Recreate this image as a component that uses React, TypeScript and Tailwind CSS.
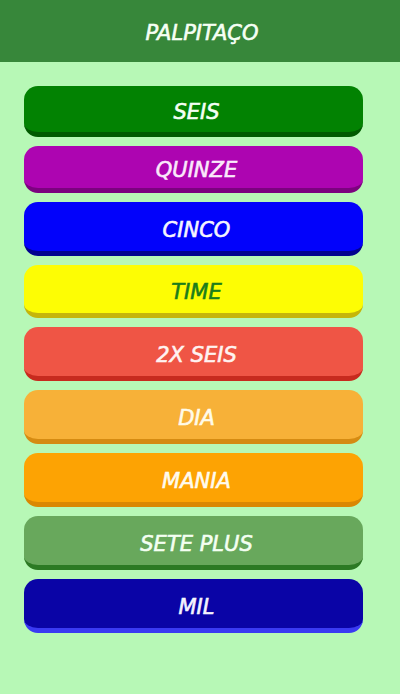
import React from 'react';

type Game = {
    label: string;
    face: string;
    edge: string;
    text: string;
    height: string;
};

const GAMES: Game[] = [
    { label: 'SEIS', face: 'bg-[#028202]', edge: 'border-[#015a01]', text: 'text-[#f4fff4]', height: 'h-[51px]' },
    { label: 'QUINZE', face: 'bg-[#ad05b1]', edge: 'border-[#7c037f]', text: 'text-[#fbe9fb]', height: 'h-[47px]' },
    { label: 'CINCO', face: 'bg-[#0202fb]', edge: 'border-[#02028e]', text: 'text-[#f5f5ff]', height: 'h-[54px]' },
    { label: 'TIME', face: 'bg-[#fdfd04]', edge: 'border-[#c5b50a]', text: 'text-[#1b7d1b]', height: 'h-[53px]' },
    { label: '2X SEIS', face: 'bg-[#ef5545]', edge: 'border-[#c72a1e]', text: 'text-[#fff3f1]', height: 'h-[54px]' },
    { label: 'DIA', face: 'bg-[#f7b138]', edge: 'border-[#d58b12]', text: 'text-[#fffbe9]', height: 'h-[54px]' },
    { label: 'MANIA', face: 'bg-[#fda303]', edge: 'border-[#da8702]', text: 'text-[#fffbee]', height: 'h-[54px]' },
    { label: 'SETE PLUS', face: 'bg-[#68a85c]', edge: 'border-[#2c7a24]', text: 'text-[#f4fff2]', height: 'h-[54px]' },
    { label: 'MIL', face: 'bg-[#0a04a6]', edge: 'border-[#3a3af2]', text: 'text-[#f4f4ff]', height: 'h-[54px]' },
];

const GameButton: React.FC<{ game: Game }> = ({ game }) => (
    <button
        type="button"
        className={`${game.face} ${game.edge} ${game.text} ${game.height} flex w-full items-center justify-center rounded-[14px] border-b-[5px] pt-[8px] pl-[6px] text-[21px] italic [-webkit-text-stroke:0.6px_currentColor]`}
    >
        {game.label}
    </button>
);

export default function App() {
    return (
        <div className="flex min-h-[694px] w-full flex-col bg-[#b7f8b6] font-['DejaVu_Sans',sans-serif]">
            <header className="flex h-[62px] items-center justify-center bg-[#37873a] pt-[6px] pl-[4px]">
                <h1 className="text-[21px] italic text-[#f6fff4] [-webkit-text-stroke:0.6px_currentColor]">PALPITAÇO</h1>
            </header>
            <div className="flex flex-col gap-[9px] pl-[24px] pr-[37px] pt-[24px]">
                {GAMES.map(g => (
                    <GameButton key={g.label} game={g} />
                ))}
            </div>
        </div>
    );
}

◆ ◆ ◆ ◆ ◆ ◆ ◆

List each line holding the string "React".

Recreate this image as a component that uses React, TypeScript and Tailwind CSS.
import React from 'react';
const GameButton: React.FC<{ game: Game }> = ({ game }) => (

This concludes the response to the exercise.